17.3 The obligation to maintain secrecy shall continue for five years after the end of the collaboration and applies to all persons involved in the business relationship.

17.4 In the event of a breach of the confidentiality obligation, a penalty payment of 10% of the contract sum, but at least CHF 100,000, shall be due by the breaching party. The right to claim further damages is reserved.


18.  Software

18.1 If the Supplier's deliveries and services also include software, the Customer shall be granted the non-exclusive right to use the software together with the delivery item, unless otherwise agreed. The Customer is not authorized to make copies (unless these are for archiving purposes, for troubleshooting, or to replace defective data carriers. In the case of third-party software, the terms of use of the licensor – who may assert claims in addition to the Supplier in the event of infringement – shall apply. With regard to the aforementioned third party software providers, the provisions of this clause shall be deemed to be a contract for the benefit of third parties within the meaning of Art. 112 Swiss Code of Obligations.
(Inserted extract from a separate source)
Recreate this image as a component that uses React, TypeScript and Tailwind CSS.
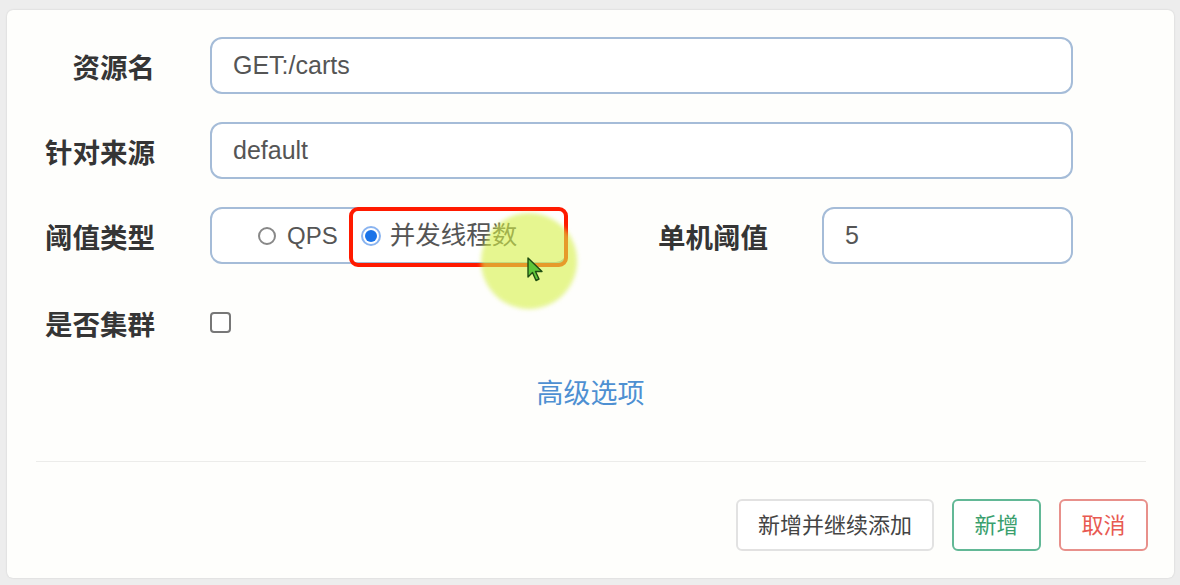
import React from "react";

const labelCls =
  "text-[27.5px] font-bold text-[#353535] text-right leading-none whitespace-nowrap translate-y-[3px]";
const inputCls =
  "h-[57px] rounded-xl border-2 border-[#a5bcd8] bg-white flex items-center px-[21px] text-[25px] text-[#555555]";

const FormRow = ({
  label,
  children,
  className = "",
}: {
  label: string;
  children: React.ReactNode;
  className?: string;
}) => (
  <div className={`flex items-center ${className}`}>
    <div className={`w-[148px] ${labelCls}`}>{label}</div>
    <div className="ml-[55px] flex-1 flex items-center">{children}</div>
  </div>
);

const App = () => {
  return (
    <div
      className="w-[1180px] h-[585px] bg-[#ededed] pl-[7px] pt-[10px] pr-[6px] pb-[7px]"
      style={{ fontFamily: '"Liberation Sans", "Noto Sans CJK SC", sans-serif' }}
    >
      <div className="relative h-full bg-[#fefefc] rounded-md shadow-[0_0_2px_rgba(0,0,0,0.15)] flex flex-col">
        <div className="pt-[27px] pr-[101px] flex flex-col gap-[28px]">
          <FormRow label="资源名">
            <div className={`${inputCls} w-full`}>GET:/carts</div>
          </FormRow>

          <FormRow label="针对来源">
            <div className={`${inputCls} w-full`}>default</div>
          </FormRow>

          <FormRow label="阈值类型">
            <div className="relative w-[358px] h-[57px] rounded-xl border-2 border-[#a5bcd8] bg-white flex items-center pl-[46px] text-[24px] text-[#555555]">
              <span className="w-[18px] h-[18px] rounded-full border-2 border-[#888888] bg-white" />
              <span className="ml-[11px] leading-none">QPS</span>
              <span className="ml-[23px] w-[20px] h-[20px] rounded-full border-2 border-[#8ab4f0] bg-white flex items-center justify-center">
                <span className="w-[12px] h-[12px] rounded-full bg-[#1a73e8]" />
              </span>
              <span className="ml-[9px] leading-none text-[25.5px]">并发线程数</span>
            </div>
            <div className={`w-[200px] ${labelCls}`}>单机阈值</div>
            <div className={`${inputCls} ml-[54px] w-[251px]`}>5</div>
          </FormRow>

          <FormRow label="是否集群" className="mt-[2px]">
            <div className="h-[57px] flex items-center">
              <span className="w-[21px] h-[21px] rounded-[4px] border-2 border-[#777777] bg-white" />
            </div>
          </FormRow>
        </div>

        <div className="mt-[25px] text-center text-[27px] leading-[36px] text-[#4e90d2]">
          高级选项
        </div>

        <div className="mt-[49px] ml-[29px] mr-[28px] h-px bg-[#ececea]" />

        <div className="mt-[37px] mr-[26px] flex justify-end gap-[18px] text-[22px]">
          <button className="w-[198px] h-[52px] rounded-md border-2 border-[#e2e2e2] bg-white text-[#444444]">
            新增并继续添加
          </button>
          <button className="w-[89px] h-[52px] rounded-md border-2 border-[#62b896] bg-white text-[#3a9f6e]">
            新增
          </button>
          <button className="w-[89px] h-[52px] rounded-md border-2 border-[#e8908b] bg-white text-[#e85a52]">
            取消
          </button>
        </div>

        {/* red highlight annotation */}
        <div className="absolute left-[342px] top-[197px] w-[219px] h-[60px] rounded-[9px] border-[4px] border-[#ff1a00]" />
        {/* cursor halo */}
        <div className="absolute left-[474px] top-[203px] w-[96px] h-[96px] rounded-full bg-[rgba(214,240,70,0.6)] blur-[2px]" />
        {/* cursor */}
        <svg
          className="absolute left-[520px] top-[247px]"
          width="18"
          height="26"
          viewBox="0 0 18 26"
        >
          <path
            d="M1 1 L1 20 L5.5 15.5 L9 23.5 L12 22 L8.5 14.5 L15 14.5 Z"
            fill="#5ec63a"
            stroke="#1f4d12"
            strokeWidth="1.4"
            strokeLinejoin="round"
          />
        </svg>
      </div>
    </div>
  );
};

export default App;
19. Right of recourse of the Supplier

19.1 If persons are injured or third-party property is damaged as a result of actions or omissions on the part of the Customer or his auxiliary persons and if a claim is made against the Supplier for this reason, the Supplier shall have a right of recourse against the Customer.

20. Place of jurisdiction and applicable law

20.1 Subject to deviating mandatory legal provisions, the courts that are competent for the registered office of ecovolta AG (Brunnen/Switzerland) shall have exclusive jurisdiction for all disputes arising from or in connection with the contractual relationship. The courts at the domicile or residence of the Customer and other authorities that are competent in accordance with statutory provisions shall also optionally have jurisdiction for actions brought by us against the Customer.

20.2 The contractual relationship is subject in all parts to Swiss substantive law (excluding the provisions of the Vienna Convention on the International Sale of Goods).